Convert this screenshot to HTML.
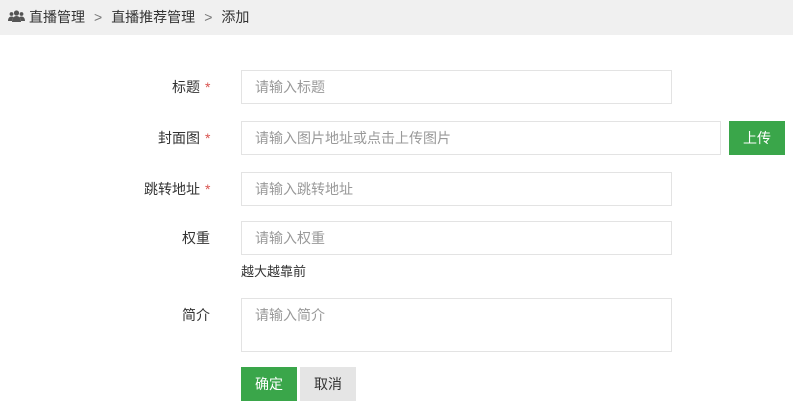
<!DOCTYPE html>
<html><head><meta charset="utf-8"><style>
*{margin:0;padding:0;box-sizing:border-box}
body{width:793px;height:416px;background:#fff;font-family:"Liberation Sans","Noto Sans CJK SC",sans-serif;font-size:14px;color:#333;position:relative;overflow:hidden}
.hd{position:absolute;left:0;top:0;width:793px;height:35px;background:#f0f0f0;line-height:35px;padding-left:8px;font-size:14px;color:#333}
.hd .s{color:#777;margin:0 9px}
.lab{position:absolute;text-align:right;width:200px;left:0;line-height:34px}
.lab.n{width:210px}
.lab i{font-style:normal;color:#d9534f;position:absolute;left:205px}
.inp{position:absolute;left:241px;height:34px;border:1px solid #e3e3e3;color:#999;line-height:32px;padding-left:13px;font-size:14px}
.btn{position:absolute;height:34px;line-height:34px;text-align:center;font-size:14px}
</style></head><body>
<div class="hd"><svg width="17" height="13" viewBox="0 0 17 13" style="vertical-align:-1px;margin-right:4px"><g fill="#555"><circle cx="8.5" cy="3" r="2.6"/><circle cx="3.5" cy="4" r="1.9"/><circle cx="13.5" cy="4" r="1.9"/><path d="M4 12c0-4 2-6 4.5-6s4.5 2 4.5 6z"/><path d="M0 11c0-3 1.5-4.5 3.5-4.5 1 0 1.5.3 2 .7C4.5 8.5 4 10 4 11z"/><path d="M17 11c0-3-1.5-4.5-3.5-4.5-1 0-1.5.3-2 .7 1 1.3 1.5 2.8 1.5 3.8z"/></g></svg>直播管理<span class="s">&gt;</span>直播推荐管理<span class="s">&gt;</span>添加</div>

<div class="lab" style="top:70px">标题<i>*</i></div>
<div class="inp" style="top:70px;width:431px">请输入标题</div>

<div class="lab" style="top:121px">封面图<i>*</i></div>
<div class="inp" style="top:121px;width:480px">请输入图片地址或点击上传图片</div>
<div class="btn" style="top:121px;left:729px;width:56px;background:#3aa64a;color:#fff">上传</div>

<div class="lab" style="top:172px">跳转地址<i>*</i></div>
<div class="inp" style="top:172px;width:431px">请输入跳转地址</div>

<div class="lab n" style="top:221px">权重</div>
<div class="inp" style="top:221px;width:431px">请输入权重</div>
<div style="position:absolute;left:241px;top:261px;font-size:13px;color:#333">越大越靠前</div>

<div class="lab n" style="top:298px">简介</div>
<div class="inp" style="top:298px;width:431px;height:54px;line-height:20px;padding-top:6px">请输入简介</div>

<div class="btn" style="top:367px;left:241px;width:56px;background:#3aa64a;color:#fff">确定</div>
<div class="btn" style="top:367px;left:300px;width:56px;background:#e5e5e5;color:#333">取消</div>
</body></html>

————

Instructions for the task —
Retype the whole listing, keeping every line identical and omitting all pictures.

Solved problem —
Convert this screenshot to HTML.
<!DOCTYPE html>
<html><head><meta charset="utf-8"><style>
*{margin:0;padding:0;box-sizing:border-box}
body{width:793px;height:416px;background:#fff;font-family:"Liberation Sans","Noto Sans CJK SC",sans-serif;font-size:14px;color:#333;position:relative;overflow:hidden}
.hd{position:absolute;left:0;top:0;width:793px;height:35px;background:#f0f0f0;line-height:35px;padding-left:8px;font-size:14px;color:#333}
.hd .s{color:#777;margin:0 9px}
.lab{position:absolute;text-align:right;width:200px;left:0;line-height:34px}
.lab.n{width:210px}
.lab i{font-style:normal;color:#d9534f;position:absolute;left:205px}
.inp{position:absolute;left:241px;height:34px;border:1px solid #e3e3e3;color:#999;line-height:32px;padding-left:13px;font-size:14px}
.btn{position:absolute;height:34px;line-height:34px;text-align:center;font-size:14px}
</style></head><body>
<div class="hd"><svg width="17" height="13" viewBox="0 0 17 13" style="vertical-align:-1px;margin-right:4px"><g fill="#555"><circle cx="8.5" cy="3" r="2.6"/><circle cx="3.5" cy="4" r="1.9"/><circle cx="13.5" cy="4" r="1.9"/><path d="M4 12c0-4 2-6 4.5-6s4.5 2 4.5 6z"/><path d="M0 11c0-3 1.5-4.5 3.5-4.5 1 0 1.5.3 2 .7C4.5 8.5 4 10 4 11z"/><path d="M17 11c0-3-1.5-4.5-3.5-4.5-1 0-1.5.3-2 .7 1 1.3 1.5 2.8 1.5 3.8z"/></g></svg>直播管理<span class="s">&gt;</span>直播推荐管理<span class="s">&gt;</span>添加</div>

<div class="lab" style="top:70px">标题<i>*</i></div>
<div class="inp" style="top:70px;width:431px">请输入标题</div>

<div class="lab" style="top:121px">封面图<i>*</i></div>
<div class="inp" style="top:121px;width:480px">请输入图片地址或点击上传图片</div>
<div class="btn" style="top:121px;left:729px;width:56px;background:#3aa64a;color:#fff">上传</div>

<div class="lab" style="top:172px">跳转地址<i>*</i></div>
<div class="inp" style="top:172px;width:431px">请输入跳转地址</div>

<div class="lab n" style="top:221px">权重</div>
<div class="inp" style="top:221px;width:431px">请输入权重</div>
<div style="position:absolute;left:241px;top:261px;font-size:13px;color:#333">越大越靠前</div>

<div class="lab n" style="top:298px">简介</div>
<div class="inp" style="top:298px;width:431px;height:54px;line-height:20px;padding-top:6px">请输入简介</div>

<div class="btn" style="top:367px;left:241px;width:56px;background:#3aa64a;color:#fff">确定</div>
<div class="btn" style="top:367px;left:300px;width:56px;background:#e5e5e5;color:#333">取消</div>
</body></html>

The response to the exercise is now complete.